=== GIVEN RECORDS ===

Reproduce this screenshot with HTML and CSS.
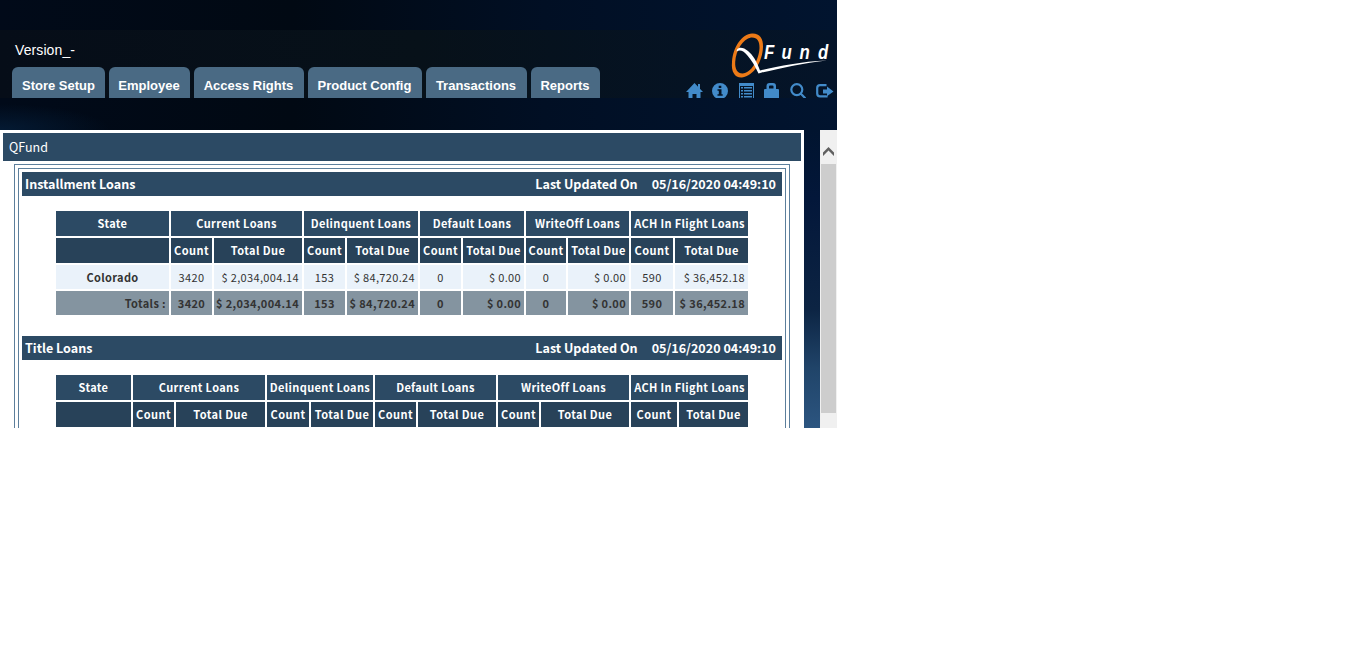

===
=== GIVEN RECORDS ===

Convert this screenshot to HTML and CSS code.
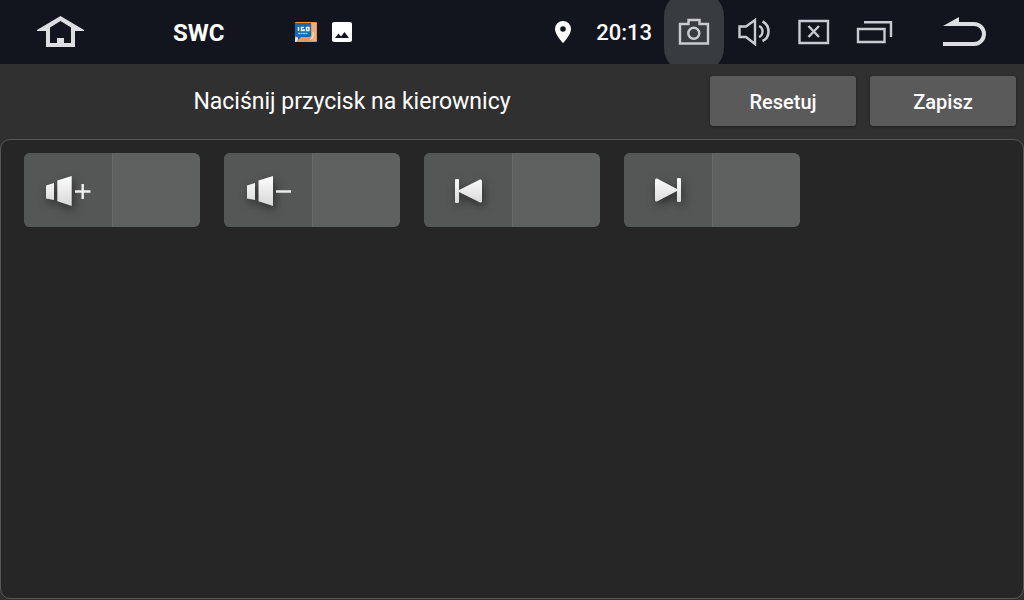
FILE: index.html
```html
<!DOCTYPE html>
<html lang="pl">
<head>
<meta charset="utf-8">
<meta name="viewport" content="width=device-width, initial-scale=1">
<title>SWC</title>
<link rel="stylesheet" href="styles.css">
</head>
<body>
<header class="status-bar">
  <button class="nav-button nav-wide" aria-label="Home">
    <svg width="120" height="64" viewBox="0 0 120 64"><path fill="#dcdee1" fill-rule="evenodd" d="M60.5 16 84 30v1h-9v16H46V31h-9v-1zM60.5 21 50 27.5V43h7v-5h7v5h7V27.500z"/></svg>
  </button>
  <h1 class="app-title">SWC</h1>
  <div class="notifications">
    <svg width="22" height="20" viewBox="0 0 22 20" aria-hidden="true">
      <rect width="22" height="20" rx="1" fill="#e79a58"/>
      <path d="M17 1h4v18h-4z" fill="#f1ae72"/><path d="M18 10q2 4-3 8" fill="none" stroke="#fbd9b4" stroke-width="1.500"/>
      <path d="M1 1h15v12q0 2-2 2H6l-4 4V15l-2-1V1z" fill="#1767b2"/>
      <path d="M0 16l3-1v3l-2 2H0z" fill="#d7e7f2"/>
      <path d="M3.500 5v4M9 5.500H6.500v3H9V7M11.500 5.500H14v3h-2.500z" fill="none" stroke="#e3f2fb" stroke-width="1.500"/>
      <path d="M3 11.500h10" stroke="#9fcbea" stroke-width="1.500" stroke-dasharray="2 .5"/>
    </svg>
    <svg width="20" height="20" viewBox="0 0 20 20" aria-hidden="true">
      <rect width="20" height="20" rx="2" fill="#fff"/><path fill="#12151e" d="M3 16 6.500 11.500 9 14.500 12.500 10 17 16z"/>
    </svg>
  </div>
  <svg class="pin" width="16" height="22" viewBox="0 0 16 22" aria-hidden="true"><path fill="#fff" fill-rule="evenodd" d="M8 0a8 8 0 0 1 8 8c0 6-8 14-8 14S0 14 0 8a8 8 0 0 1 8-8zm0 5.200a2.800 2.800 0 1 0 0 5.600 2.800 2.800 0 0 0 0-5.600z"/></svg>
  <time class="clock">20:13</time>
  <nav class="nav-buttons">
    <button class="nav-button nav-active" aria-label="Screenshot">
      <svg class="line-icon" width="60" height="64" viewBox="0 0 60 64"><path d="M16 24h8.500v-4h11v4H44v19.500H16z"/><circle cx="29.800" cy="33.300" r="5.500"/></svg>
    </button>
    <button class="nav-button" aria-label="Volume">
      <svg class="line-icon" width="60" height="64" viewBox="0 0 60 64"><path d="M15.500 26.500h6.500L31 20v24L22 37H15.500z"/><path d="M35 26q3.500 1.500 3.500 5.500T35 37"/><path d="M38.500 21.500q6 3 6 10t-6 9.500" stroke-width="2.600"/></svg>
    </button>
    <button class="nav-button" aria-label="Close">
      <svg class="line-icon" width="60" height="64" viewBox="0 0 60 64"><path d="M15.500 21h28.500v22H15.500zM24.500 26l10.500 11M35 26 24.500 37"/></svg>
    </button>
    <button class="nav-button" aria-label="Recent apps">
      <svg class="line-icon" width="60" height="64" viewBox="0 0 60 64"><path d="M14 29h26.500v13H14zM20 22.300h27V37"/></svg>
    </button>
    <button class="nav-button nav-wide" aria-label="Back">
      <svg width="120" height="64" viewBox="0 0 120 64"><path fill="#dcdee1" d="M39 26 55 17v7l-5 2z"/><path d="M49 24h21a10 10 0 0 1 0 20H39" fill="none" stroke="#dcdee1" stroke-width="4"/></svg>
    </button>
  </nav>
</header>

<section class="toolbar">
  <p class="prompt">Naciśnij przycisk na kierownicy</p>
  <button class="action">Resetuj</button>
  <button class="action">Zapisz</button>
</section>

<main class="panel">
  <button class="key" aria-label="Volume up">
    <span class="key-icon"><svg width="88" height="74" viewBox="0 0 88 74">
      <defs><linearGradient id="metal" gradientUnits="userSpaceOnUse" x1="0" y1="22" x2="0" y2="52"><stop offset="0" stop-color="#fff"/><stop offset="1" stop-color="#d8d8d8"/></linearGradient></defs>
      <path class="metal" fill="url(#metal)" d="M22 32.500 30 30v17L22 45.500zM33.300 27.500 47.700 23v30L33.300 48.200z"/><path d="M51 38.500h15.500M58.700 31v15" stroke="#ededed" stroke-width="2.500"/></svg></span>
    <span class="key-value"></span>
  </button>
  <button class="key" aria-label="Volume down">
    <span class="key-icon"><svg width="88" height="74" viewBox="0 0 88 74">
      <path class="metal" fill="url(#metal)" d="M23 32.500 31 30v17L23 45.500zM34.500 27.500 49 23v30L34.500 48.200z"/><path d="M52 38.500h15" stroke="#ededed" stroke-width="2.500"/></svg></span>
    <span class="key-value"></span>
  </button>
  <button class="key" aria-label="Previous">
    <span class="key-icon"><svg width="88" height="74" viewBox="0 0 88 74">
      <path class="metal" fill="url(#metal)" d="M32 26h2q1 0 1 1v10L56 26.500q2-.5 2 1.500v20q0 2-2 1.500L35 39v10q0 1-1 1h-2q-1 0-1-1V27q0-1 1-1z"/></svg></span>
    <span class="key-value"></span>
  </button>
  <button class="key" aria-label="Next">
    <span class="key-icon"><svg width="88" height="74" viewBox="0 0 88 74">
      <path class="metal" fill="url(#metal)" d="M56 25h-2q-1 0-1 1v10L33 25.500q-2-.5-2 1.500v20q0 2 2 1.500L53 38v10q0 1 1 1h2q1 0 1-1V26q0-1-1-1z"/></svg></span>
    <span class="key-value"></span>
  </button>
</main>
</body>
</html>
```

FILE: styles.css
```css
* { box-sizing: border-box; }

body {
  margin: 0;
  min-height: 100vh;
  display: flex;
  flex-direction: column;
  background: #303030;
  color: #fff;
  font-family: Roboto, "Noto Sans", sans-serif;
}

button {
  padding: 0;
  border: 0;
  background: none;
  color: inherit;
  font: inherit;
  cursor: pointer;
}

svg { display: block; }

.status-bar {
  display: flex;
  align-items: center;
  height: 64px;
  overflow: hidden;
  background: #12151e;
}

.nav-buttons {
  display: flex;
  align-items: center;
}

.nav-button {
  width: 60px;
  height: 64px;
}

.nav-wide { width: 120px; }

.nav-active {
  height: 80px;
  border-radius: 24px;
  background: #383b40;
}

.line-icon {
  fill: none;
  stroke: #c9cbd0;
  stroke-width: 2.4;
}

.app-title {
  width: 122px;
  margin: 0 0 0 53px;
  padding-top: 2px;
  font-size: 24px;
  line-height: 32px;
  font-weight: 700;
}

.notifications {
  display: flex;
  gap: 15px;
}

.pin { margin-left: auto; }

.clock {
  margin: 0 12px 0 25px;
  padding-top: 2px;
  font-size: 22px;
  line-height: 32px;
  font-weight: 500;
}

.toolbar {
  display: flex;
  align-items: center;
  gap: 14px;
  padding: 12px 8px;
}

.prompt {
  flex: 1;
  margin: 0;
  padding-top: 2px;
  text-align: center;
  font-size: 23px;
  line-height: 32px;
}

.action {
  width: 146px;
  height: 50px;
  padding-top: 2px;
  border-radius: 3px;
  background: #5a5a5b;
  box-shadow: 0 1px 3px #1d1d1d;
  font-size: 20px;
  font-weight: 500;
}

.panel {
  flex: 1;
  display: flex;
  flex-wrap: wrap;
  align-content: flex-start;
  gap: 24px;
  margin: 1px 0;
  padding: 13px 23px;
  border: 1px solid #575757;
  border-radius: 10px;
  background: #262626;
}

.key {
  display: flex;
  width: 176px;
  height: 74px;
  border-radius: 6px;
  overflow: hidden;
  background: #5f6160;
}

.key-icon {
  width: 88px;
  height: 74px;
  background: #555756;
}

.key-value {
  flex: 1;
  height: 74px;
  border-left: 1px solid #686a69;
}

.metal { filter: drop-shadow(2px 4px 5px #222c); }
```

===

REQUIRED TASK>
Pick out each line that holds the string "this".

WRITTEN REPLY>
Reproduce this screenshot with HTML and CSS.
Convert this screenshot to HTML and CSS code.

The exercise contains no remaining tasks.